Industrial plant floor	IP54 to IP55	Recommended where dust, splashing, or washdown may occur.
Outdoor shaded installation	IP54 to IP65	Account for rain, wind-driven dust, and UV exposure.
Harsh desert or coastal site	IP65 or higher	Consider corrosion, sand ingress, and thermal stress.
Frequent washdown area	IP66	Ensure all accessories and glands match the enclosure rating.

Practical Engineering Tips for the Middle East and Europe

In the Middle East, designers should pay particular attention to dust ingress, high ambient temperatures, solar loading, and corrosive coastal air. A panel with a high IP rating may still fail if internal temperatures are not controlled. For outdoor projects, sun shields, ventilated canopies, and light-colored enclosures can reduce thermal stress. Stainless steel or suitably coated enclosures are often preferred near the coast.

In Europe, compliance expectations often emphasize documented conformity, CE-related technical files, and alignment with IEC standards. Outdoor installations may face lower ambient temperatures but higher moisture, rain, and freeze-thaw cycles. Engineers should verify gasket performance, condensation control, and mechanical robustness under seasonal variation.
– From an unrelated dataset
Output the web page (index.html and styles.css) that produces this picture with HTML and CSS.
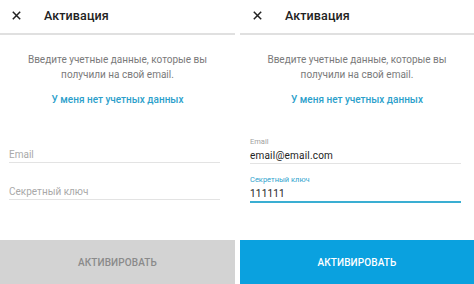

Across both regions, good engineering practice includes:

• Defining the environmental conditions in the specification before enclosure selection.
• Verifying the IP rating after all machining, cutouts, and field modifications.
• Using certified glands, plugs, and accessories that match the enclosure rating.
• Performing thermal checks when moving from a ventilated to a sealed design.
• Documenting installation instructions to preserve compliance on site.

Conclusion

IP protection ratings compliance is a core part of custom engineered panel design, not an afterthought. The best results come from integrating enclosure sealing, cable entry design, thermal management, and IEC 61439 verification from the earliest stage of the project. For projects in the Middle East and Europe, success depends on matching the IP rating to the real environmental risks, then confirming that the assembled panel still meets performance and safety requirements after manufacture and installation.